Avoid Trading During Stop Hunt Phase Tradevietstock
Avoid Trading During Stop Hunt Phase – Avoid stop hunt in trading (Tradevietstock)

iii. Conclusion

Avoiding stop hunt in trading and finding the perfect entry boils down to patience, discipline, and a solid understanding of market liquidity. Market makers don’t target your stop loss personally—they simply seek liquidity to fuel their moves. By waiting for the stop hunt phase to pass, confirming entries with higher timeframe signals, and placing your stop loss just outside the Volatility Range, you minimize the risk of being prematurely stopped out.
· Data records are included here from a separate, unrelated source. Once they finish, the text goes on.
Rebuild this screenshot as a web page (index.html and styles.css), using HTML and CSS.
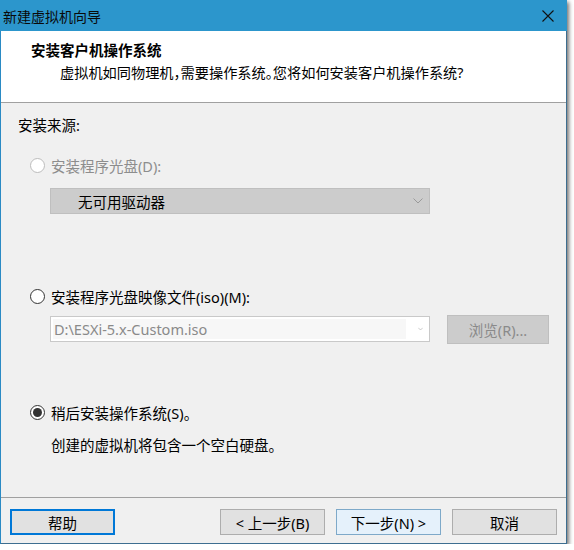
FILE: index.html
```html
<!DOCTYPE html>
<html lang="zh-CN">
<head>
<meta charset="utf-8">
<link rel="stylesheet" href="styles.css">
</head>
<body>
<div class="window">
  <div class="titlebar">
    <span class="title">新建虚拟机向导</span>
    <svg class="close" width="12" height="12" viewBox="0 0 12 12"><path d="M0.5 0.5 L11.5 11.5 M11.5 0.5 L0.5 11.5" stroke="#111" stroke-width="1.1" fill="none"/></svg>
  </div>
  <div class="header">
    <div class="h-title">安装客户机操作系统</div>
    <div class="h-sub">虚拟机如同物理机<span class="punct">，</span>需要操作系统<span class="punct">。</span>您将如何安装客户机操作系统?</div>
  </div>
  <div class="content">
    <div class="label">安装来源:</div>
    <div class="radio-row r1 disabled"><span class="radio"></span><span>安装程序光盘(D):</span></div>
    <div class="select disabled-select"><span>无可用驱动器</span>
      <svg class="chev" width="10" height="6" viewBox="0 0 10 6"><path d="M0.5 0.5 L5 5 L9.5 0.5" stroke="#9a9a9a" fill="none"/></svg></div>
    <div class="radio-row r2"><span class="radio"></span><span>安装程序光盘映像文件(iso)(M):</span></div>
    <div class="iso-row">
      <div class="combo"><div class="combo-text">D:\ESXi-5.x-Custom.iso</div>
        <svg class="chev" width="10" height="6" viewBox="0 0 10 6"><path d="M0.5 0.5 L5 5 L9.5 0.5" stroke="#9a9a9a" fill="none"/></svg></div>
      <div class="browse">浏览(R)...</div>
    </div>
    <div class="radio-row r3"><span class="radio checked"></span><span>稍后安装操作系统(S)。</span></div>
    <div class="desc">创建的虚拟机将包含一个空白硬盘。</div>
  </div>
  <div class="footer">
    <div class="btn help">帮助</div>
    <div class="spacer"></div>
    <div class="btn">&lt; 上一步(B)</div>
    <div class="btn next">下一步(N) &gt;</div>
    <div class="btn">取消</div>
  </div>
</div>
</body>
</html>
```
FILE: styles.css
```css
html, body {
  margin: 0;
  padding: 0;
  background: #ffffff;
}
body {
  font-family: "Noto Sans", "Noto Sans CJK SC", sans-serif;
  font-size: 14.5px;
  color: #000;
}
.window {
  box-sizing: border-box;
  width: 567px;
  height: 544px;
  border: 1px solid #2a8ac4;
  border-right-color: #3d6e90;
  border-bottom-color: #3d6e90;
  background: #f0f0f0;
  display: flex;
  flex-direction: column;
  box-shadow: 2px 2px 4px rgba(0, 0, 0, 0.55);
}
.titlebar {
  height: 30px;
  background: #2c96cc;
  display: flex;
  align-items: center;
  padding-left: 3px;
  padding-right: 13px;
  margin: -1px -1px 0 -1px;
  padding-top: 1px;
}
.title {
  font-size: 14px;
  flex: 1;
  color: #0a0a0a;
}
.close {
  display: block;
}
.header {
  box-sizing: border-box;
  height: 72px;
  background: #fff;
  border-bottom: 1px solid #a0a0a0;
  padding-top: 9px;
}
.h-title {
  font-weight: bold;
  padding-left: 30px;
  line-height: 20px;
  font-size: 14.5px;
}
.h-sub {
  padding-left: 59px;
  line-height: 20px;
  margin-top: 3px;
  font-size: 14.2px;
}
.punct {
  font-feature-settings: "halt";
}
.content {
  flex: 1;
  padding: 12px 0 0 17px;
}
.label {
  line-height: 20px;
}
.radio-row {
  display: flex;
  align-items: center;
  height: 20px;
  margin-left: 12px;
}
.radio-row .radio {
  box-sizing: border-box;
  width: 15px;
  height: 15px;
  border: 1px solid #333;
  border-radius: 50%;
  background: #fff;
  margin-right: 6px;
  display: flex;
  align-items: center;
  justify-content: center;
}
.radio.checked::after {
  content: "";
  width: 9px;
  height: 9px;
  border-radius: 50%;
  background: #333;
}
.radio-row.disabled {
  color: #8d8d8d;
}
.radio-row.disabled .radio {
  border-color: #bcbcbc;
}
.r1 { margin-top: 20px; }
.r2 { margin-top: 72px; }
.r3 { margin-top: 58px; }
.select {
  box-sizing: border-box;
  margin-top: 13px;
  margin-left: 32px;
  width: 380px;
  height: 26px;
  display: flex;
  align-items: center;
  padding-left: 27px;
  padding-right: 6px;
}
.select span { flex: 1; }
.disabled-select {
  background: #cccccc;
  border: 1px solid #bfbfbf;
}
.iso-row {
  display: flex;
  align-items: flex-start;
  margin-top: 9px;
  margin-left: 32px;
}
.combo {
  box-sizing: border-box;
  margin-top: 1px;
  width: 380px;
  height: 26px;
  background: #fff;
  border: 1px solid #c9c9c9;
  display: flex;
  align-items: center;
  padding: 2px 6px 2px 2px;
}
.combo-text {
  flex: none;
  width: 353px;
  height: 100%;
  background: #f7f7f7;
  color: #8a8a8a;
  padding-left: 1px;
  display: flex;
  align-items: center;
  box-sizing: border-box;
  margin-right: 12px;
}
.browse {
  box-sizing: border-box;
  margin-left: 17px;
  width: 102px;
  height: 29px;
  background: #cccccc;
  border: 1px solid #bfbfbf;
  color: #8a8a8a;
  display: flex;
  align-items: center;
  justify-content: center;
}
.desc {
  margin-top: 13px;
  margin-left: 33px;
  line-height: 20px;
}
.footer {
  box-sizing: border-box;
  height: 46px;
  border-top: 1px solid #a0a0a0;
  display: flex;
  align-items: flex-start;
  padding: 11px 9px 0 9px;
  gap: 11px;
}
.spacer { flex: 1; }
.btn {
  box-sizing: border-box;
  width: 105px;
  height: 26px;
  background: #e1e1e1;
  border: 1px solid #adadad;
  display: flex;
  align-items: center;
  justify-content: center;
}
.btn.help {
  border: 2px solid #0078d7;
}
.btn.next {
  background: #e5f1fb;
  border-color: #7ea9c9;
}
```
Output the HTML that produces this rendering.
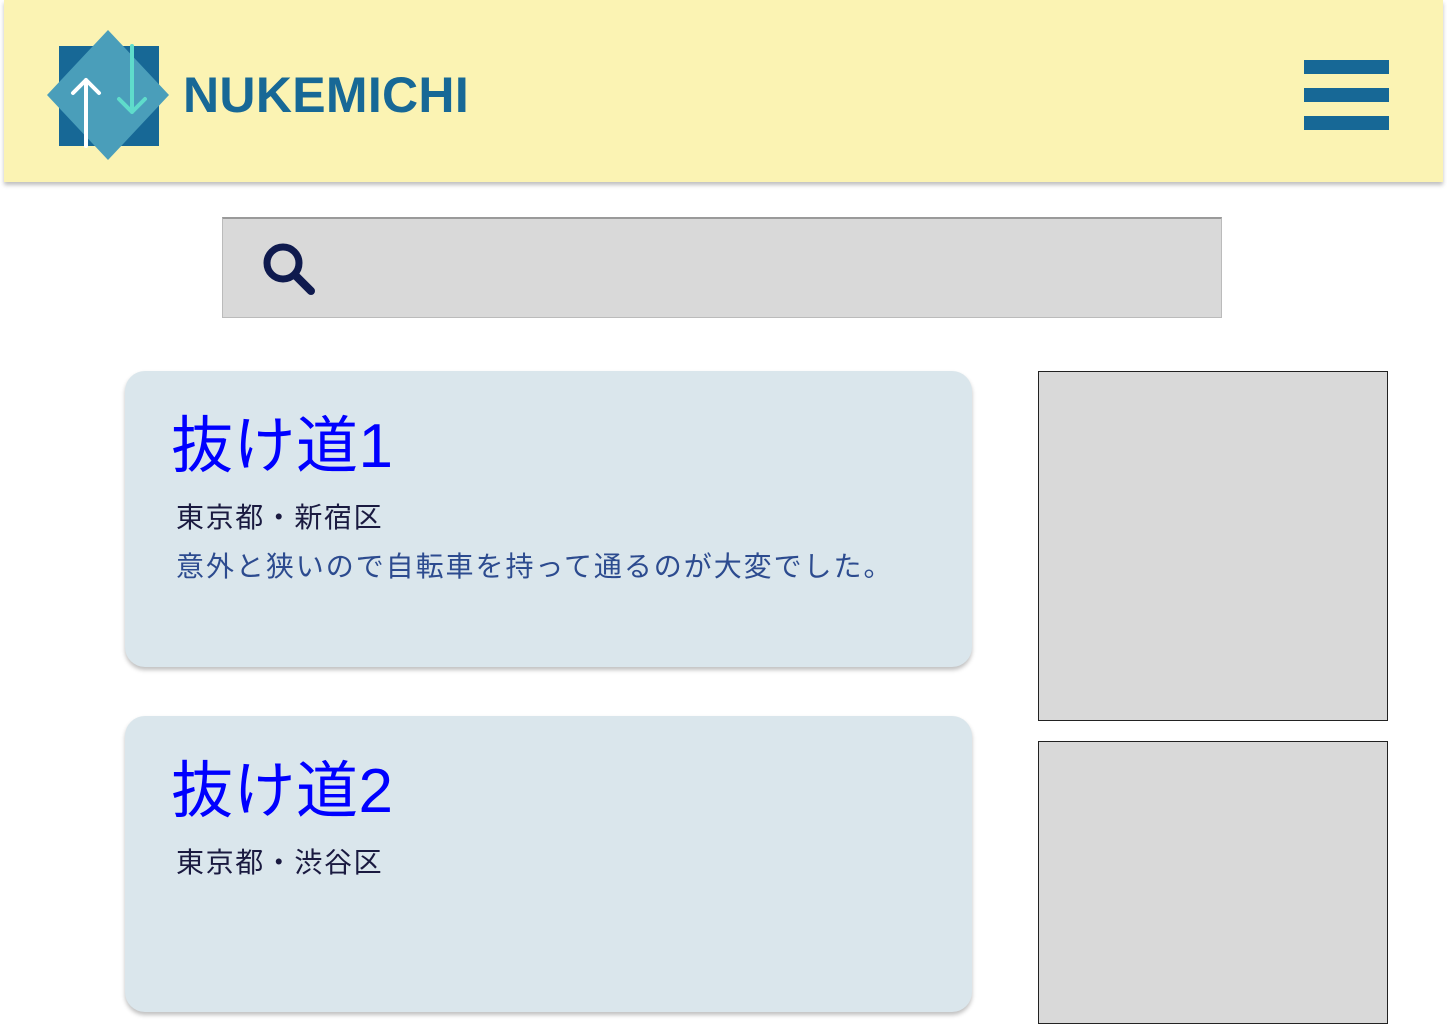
<!DOCTYPE html>
<html><head><meta charset="utf-8"><style>
body{margin:0;width:1447px;height:1024px;overflow:hidden;background:#fff;font-family:"Liberation Sans","Noto Sans CJK JP",sans-serif;position:relative}
.hdr{position:absolute;left:4px;top:0;width:1439px;height:182px;background:#fbf3b3;box-shadow:0 3px 4px rgba(0,0,0,.25)}
.brand{position:absolute;left:179px;top:66px;font-size:50px;font-weight:bold;color:#176896;letter-spacing:0.3px}
.bar{position:absolute;left:1304px;width:85px;height:14px;background:#176896}
.search{position:absolute;left:222px;top:217px;width:998px;height:98px;background:#d9d9d9;border:1px solid #bbb;border-top:2px solid #9a9a9a}
.card{position:absolute;left:125px;width:847px;height:296px;background:#dae6ec;border-radius:20px;box-shadow:0 3px 4px rgba(0,0,0,.25)}
.t{position:absolute;left:46px;top:45px;font-size:62px;color:#0000ff;line-height:1;letter-spacing:0.5px}
.a{position:absolute;left:51px;font-size:28px;letter-spacing:1.6px;color:#1a1a40;line-height:1}
.d{position:absolute;left:51px;top:182px;font-size:28px;letter-spacing:1.95px;color:#2c4b8f;line-height:1}
.img{position:absolute;left:1038px;width:348px;background:#d9d9d9;border:1px solid #222}
</style></head><body>
<div class="hdr">
<svg style="position:absolute;left:0;top:0" width="200" height="182">
<rect x="55" y="46" width="100" height="100" fill="#176896"/>
<polygon points="104,30 165,95 104,160 43,95" fill="#4a9eba"/>
<path d="M82 146V80M69 93L82 80L95 93" stroke="#fff" stroke-width="4" fill="none" stroke-linecap="round" stroke-linejoin="round"/>
<path d="M128 46V112M115 99L128 112L141 99" stroke="#5fdccb" stroke-width="4" fill="none" stroke-linecap="round" stroke-linejoin="round"/>
</svg>
<div class="brand">NUKEMICHI</div>
</div>
<div class="bar" style="top:60px"></div><div class="bar" style="top:88px"></div><div class="bar" style="top:116px"></div>
<div class="search"><svg style="position:absolute;left:36px;top:20px" width="60" height="60"><circle cx="24" cy="24" r="16" stroke="#0f1a4e" stroke-width="7" fill="none"/><path d="M36 36L52 52" stroke="#0f1a4e" stroke-width="8" stroke-linecap="round"/></svg></div>
<div class="card" style="top:371px"><div class="t">抜け道1</div><div class="a" style="top:133px">東京都・新宿区</div><div class="d">意外と狭いので自転車を持って通るのが大変でした。</div></div>
<div class="card" style="top:716px"><div class="t">抜け道2</div><div class="a" style="top:133px">東京都・渋谷区</div></div>
<div class="img" style="top:371px;height:348px"></div>
<div class="img" style="top:741px;height:281px"></div>
</body></html>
Effective risk management and sticking strictly to your trading strategy are essential to surviving losing streaks and achieving consistent profitability. Remember, trading is math and probability—manage your risk carefully, respect the process, and let the market come to you.

Stage Description What to Do
1. Stop Hunt Phase Price moves sharply, sweeping clustered stop orders and breaking the Volatility Range. Avoid trading during this unpredictable phase.
2. Liquidity Gathering Complete Price slows down and re-enters the Volatility Range or consolidates after the stop hunt. Prepare to watch for entry signals.
3. Confirmation Signals Form Formation of strong candlesticks, long wicks, or indicator signals confirming market direction. Look for these signals on higher timeframes before entry.
4. Entry & Stop Loss Placement Enter trade after confirmation; place stop loss just outside the Volatility Range (upper/lower Band). Enter confidently with proper stop loss placement.
5. Risk Management Calculate risk per trade (0.2%-2%) and maintain a healthy risk-reward ratio. Manage position size and risk to survive losing streaks.

In trading, patience is profit, discipline is defense, and math is your only true edge.